Of all the lines in the material, how many include the word "React"? Give only the number.

>> begin WORKING DATA

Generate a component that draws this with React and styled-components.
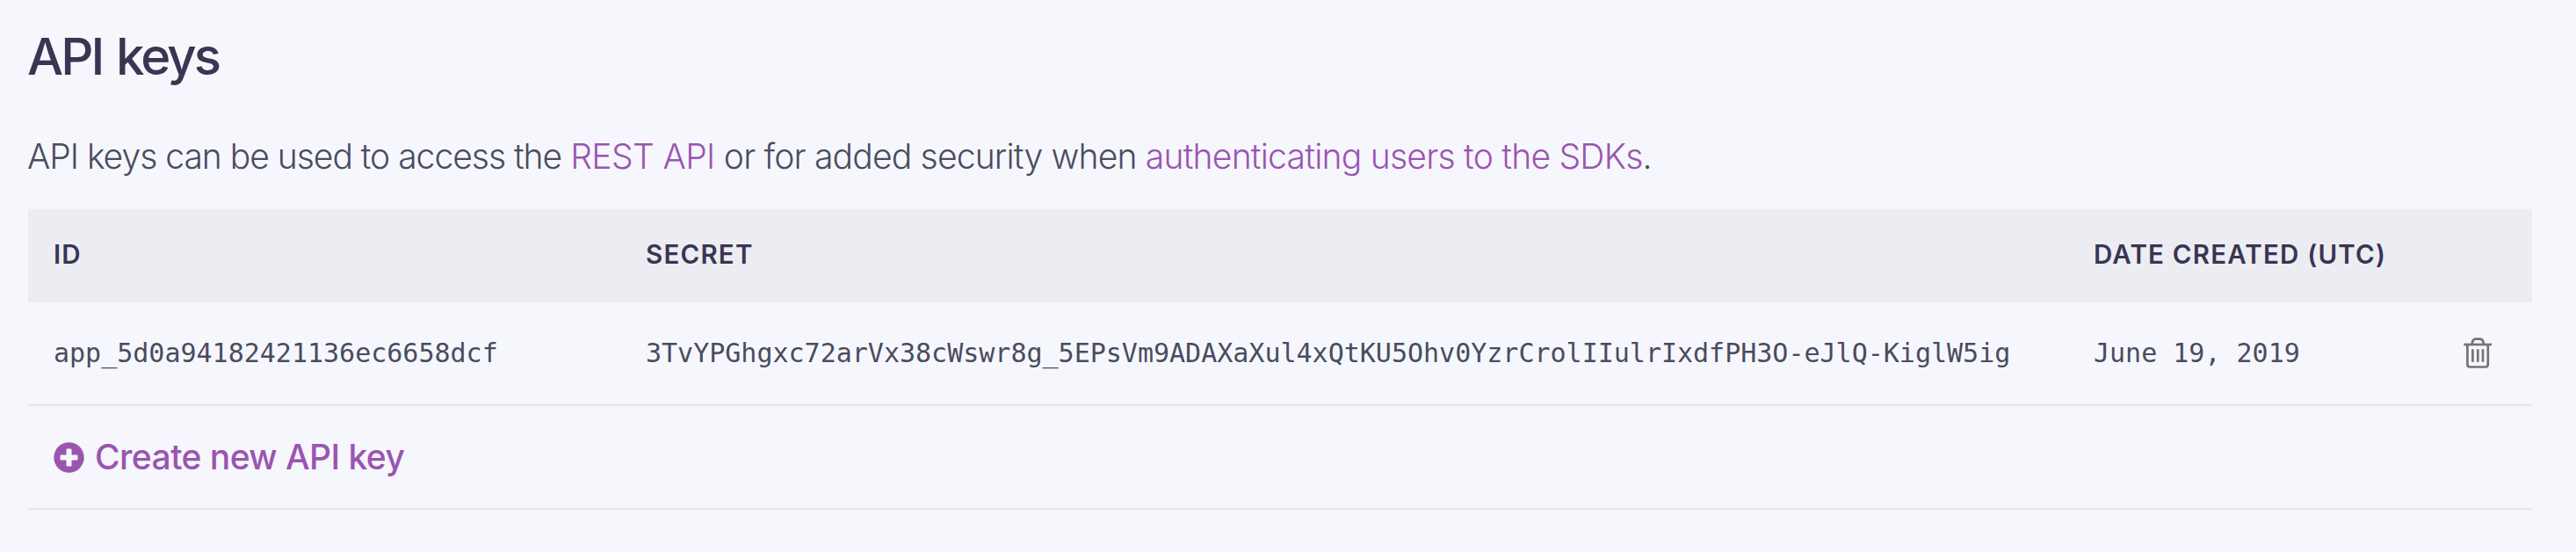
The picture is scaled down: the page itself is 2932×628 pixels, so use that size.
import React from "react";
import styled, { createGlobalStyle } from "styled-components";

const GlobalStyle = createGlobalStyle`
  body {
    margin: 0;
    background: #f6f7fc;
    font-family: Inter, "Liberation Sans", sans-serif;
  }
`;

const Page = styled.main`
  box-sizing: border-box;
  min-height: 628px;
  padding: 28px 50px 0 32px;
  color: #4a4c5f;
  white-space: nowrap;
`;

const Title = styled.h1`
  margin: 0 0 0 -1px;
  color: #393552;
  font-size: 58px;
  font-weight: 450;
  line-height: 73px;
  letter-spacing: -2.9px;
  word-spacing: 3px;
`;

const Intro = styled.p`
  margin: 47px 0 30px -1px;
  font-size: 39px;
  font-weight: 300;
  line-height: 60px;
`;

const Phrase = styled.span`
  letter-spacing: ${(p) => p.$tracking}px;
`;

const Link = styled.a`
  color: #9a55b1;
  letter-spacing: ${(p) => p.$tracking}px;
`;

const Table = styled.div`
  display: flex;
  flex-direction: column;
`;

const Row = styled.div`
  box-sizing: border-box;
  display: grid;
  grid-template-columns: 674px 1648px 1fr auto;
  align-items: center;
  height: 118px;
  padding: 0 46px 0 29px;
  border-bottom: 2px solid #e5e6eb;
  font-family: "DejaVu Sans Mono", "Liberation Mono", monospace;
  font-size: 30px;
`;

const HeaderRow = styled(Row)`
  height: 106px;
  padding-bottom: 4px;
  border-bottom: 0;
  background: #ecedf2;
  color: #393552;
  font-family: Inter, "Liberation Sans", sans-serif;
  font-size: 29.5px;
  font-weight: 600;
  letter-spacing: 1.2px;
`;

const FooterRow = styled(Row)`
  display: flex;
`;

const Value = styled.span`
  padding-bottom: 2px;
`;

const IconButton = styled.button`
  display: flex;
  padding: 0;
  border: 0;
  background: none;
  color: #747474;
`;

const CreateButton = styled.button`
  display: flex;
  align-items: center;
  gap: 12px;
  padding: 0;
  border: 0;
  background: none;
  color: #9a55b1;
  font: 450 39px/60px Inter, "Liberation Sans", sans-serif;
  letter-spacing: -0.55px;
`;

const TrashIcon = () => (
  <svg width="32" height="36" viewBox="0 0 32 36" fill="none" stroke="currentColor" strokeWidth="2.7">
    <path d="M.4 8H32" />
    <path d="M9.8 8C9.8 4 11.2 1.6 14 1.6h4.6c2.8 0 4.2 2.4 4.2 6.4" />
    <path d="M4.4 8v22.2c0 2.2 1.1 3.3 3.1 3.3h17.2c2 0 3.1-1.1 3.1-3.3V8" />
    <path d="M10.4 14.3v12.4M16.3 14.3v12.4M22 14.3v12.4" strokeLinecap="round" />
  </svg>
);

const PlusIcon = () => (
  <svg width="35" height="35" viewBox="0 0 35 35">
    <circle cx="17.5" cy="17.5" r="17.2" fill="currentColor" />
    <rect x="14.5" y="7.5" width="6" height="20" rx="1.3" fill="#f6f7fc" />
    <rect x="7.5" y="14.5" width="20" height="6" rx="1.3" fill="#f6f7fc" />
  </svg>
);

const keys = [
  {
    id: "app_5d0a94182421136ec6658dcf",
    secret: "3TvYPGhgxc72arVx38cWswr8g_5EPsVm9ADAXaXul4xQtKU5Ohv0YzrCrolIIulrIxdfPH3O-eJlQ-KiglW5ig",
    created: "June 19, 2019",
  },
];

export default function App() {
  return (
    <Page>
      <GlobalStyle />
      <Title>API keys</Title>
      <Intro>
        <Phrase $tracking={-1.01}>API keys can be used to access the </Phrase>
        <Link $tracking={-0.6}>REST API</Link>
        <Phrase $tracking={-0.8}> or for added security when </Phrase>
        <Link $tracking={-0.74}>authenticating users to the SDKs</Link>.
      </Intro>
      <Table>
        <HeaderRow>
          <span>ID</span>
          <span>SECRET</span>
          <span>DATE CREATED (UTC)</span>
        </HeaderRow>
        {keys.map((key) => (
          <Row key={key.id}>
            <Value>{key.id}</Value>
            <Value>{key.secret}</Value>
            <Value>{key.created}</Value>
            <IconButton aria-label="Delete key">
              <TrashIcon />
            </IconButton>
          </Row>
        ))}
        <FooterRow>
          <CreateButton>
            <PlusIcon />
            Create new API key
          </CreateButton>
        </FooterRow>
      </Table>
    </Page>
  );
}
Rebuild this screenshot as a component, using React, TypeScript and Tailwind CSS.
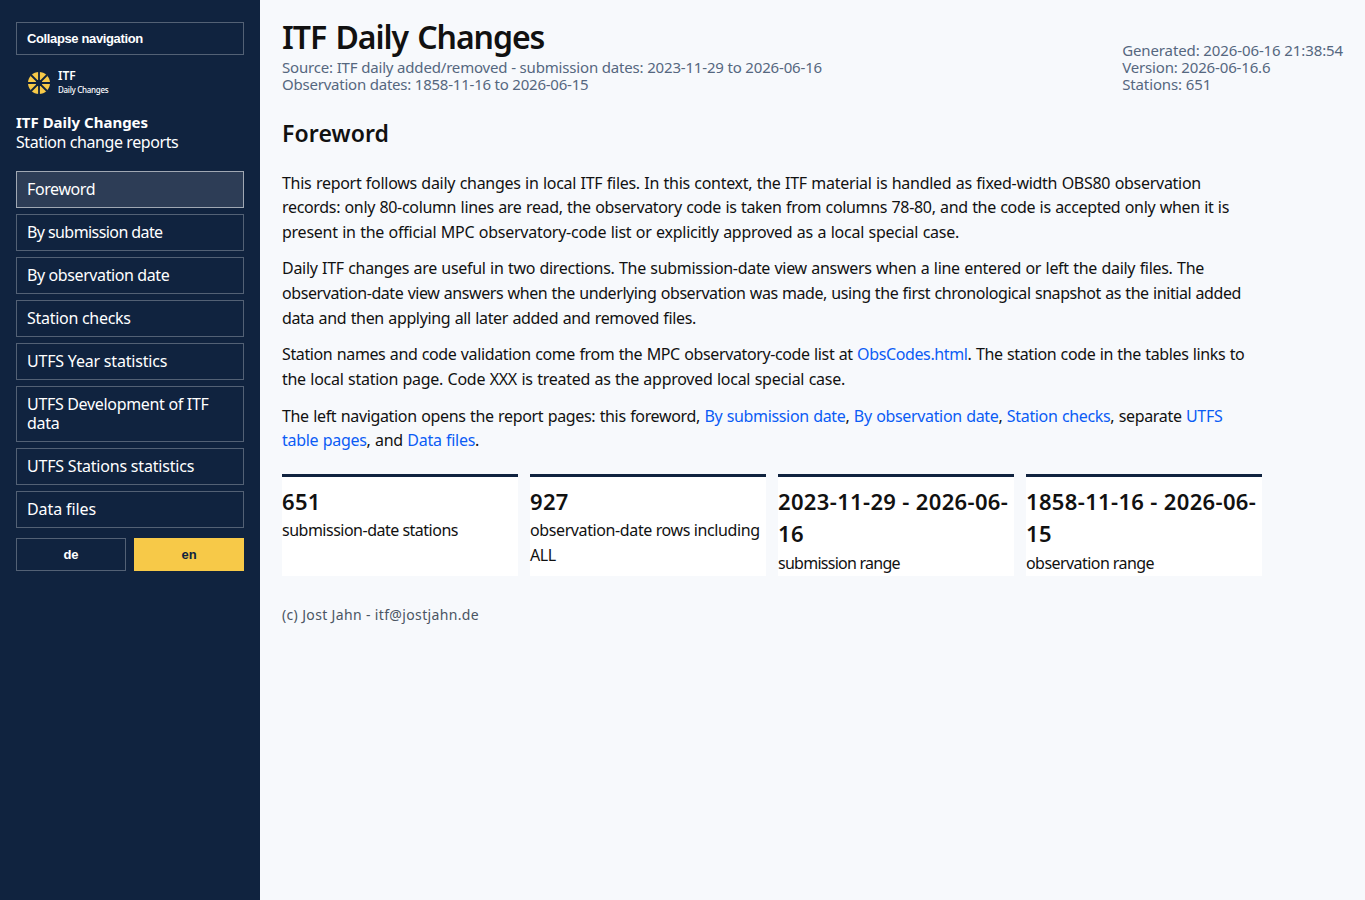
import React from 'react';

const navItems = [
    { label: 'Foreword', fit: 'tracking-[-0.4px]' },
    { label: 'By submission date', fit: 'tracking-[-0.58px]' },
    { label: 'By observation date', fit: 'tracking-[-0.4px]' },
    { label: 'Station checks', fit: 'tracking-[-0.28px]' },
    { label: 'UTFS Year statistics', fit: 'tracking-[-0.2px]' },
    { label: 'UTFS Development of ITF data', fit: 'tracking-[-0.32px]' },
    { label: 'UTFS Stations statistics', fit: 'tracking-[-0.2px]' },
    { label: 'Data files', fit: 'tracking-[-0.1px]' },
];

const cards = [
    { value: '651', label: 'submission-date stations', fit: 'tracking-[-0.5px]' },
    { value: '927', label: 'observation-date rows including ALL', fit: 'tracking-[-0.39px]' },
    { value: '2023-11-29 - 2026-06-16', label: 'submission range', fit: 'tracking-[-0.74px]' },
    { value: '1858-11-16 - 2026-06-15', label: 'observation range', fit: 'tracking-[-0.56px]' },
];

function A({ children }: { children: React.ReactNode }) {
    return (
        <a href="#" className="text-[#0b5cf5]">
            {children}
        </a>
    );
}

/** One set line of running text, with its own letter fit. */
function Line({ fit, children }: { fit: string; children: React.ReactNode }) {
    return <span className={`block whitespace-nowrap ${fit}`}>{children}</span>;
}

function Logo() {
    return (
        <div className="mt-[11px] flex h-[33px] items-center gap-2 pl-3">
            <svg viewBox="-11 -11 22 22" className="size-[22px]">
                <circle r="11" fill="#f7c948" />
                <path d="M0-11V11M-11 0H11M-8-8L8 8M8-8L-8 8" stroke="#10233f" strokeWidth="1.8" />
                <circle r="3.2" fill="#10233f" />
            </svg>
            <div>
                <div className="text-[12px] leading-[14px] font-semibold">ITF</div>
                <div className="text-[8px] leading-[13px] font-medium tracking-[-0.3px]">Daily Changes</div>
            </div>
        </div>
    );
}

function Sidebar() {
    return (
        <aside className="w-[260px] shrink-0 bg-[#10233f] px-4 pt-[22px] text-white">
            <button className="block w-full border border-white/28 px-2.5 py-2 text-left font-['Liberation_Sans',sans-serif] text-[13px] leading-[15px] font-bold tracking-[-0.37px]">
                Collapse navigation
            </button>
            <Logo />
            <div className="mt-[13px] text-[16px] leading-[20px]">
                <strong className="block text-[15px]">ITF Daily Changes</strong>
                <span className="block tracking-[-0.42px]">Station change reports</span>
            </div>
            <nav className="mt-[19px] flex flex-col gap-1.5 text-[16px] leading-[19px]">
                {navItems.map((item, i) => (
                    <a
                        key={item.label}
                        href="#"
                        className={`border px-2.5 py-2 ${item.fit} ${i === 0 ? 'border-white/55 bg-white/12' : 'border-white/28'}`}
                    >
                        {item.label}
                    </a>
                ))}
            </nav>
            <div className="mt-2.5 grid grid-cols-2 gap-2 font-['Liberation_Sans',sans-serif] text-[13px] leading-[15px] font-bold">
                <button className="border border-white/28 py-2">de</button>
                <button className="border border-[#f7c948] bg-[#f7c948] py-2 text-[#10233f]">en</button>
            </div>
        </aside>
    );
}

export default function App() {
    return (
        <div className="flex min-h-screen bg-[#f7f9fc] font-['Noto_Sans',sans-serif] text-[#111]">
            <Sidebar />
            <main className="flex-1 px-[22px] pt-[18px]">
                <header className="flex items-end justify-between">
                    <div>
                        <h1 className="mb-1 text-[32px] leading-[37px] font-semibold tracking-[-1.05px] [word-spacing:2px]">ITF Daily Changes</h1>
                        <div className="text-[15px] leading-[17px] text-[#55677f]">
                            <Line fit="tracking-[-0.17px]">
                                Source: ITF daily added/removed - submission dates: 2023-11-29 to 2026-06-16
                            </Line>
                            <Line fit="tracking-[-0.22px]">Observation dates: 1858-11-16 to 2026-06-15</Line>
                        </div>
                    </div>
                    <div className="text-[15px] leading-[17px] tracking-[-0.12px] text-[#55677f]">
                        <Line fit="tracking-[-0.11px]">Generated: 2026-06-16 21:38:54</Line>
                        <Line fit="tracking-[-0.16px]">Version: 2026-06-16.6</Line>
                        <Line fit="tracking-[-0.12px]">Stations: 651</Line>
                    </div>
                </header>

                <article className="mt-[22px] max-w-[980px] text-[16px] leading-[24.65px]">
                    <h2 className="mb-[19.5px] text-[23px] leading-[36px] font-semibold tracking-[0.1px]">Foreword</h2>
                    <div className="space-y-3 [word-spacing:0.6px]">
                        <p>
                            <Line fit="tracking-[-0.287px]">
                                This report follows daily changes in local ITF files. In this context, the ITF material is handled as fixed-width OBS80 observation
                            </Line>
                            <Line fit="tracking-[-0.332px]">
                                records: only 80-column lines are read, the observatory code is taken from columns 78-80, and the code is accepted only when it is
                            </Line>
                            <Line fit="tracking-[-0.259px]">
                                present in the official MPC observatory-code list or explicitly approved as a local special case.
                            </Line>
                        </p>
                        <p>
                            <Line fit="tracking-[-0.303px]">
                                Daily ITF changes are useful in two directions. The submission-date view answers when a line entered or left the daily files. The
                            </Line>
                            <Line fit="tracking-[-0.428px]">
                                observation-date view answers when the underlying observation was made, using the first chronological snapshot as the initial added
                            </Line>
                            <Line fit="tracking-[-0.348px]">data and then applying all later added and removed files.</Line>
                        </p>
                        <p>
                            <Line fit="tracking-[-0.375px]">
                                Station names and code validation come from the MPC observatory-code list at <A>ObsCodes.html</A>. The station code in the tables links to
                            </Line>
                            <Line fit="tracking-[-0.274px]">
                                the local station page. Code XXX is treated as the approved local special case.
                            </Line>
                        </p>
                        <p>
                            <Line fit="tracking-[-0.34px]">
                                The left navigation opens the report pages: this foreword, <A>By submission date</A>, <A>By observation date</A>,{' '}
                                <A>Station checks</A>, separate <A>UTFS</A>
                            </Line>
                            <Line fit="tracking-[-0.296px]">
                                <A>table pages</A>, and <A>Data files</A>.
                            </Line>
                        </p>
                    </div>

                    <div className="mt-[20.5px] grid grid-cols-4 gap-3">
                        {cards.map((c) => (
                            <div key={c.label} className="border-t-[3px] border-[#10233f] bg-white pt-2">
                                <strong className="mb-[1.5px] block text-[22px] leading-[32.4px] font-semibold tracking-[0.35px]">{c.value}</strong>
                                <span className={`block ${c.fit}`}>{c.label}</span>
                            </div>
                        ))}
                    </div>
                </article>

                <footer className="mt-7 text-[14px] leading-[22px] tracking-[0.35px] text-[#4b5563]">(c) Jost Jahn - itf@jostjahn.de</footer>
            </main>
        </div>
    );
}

>> end WORKING DATA

**TASK SOLUTION**
6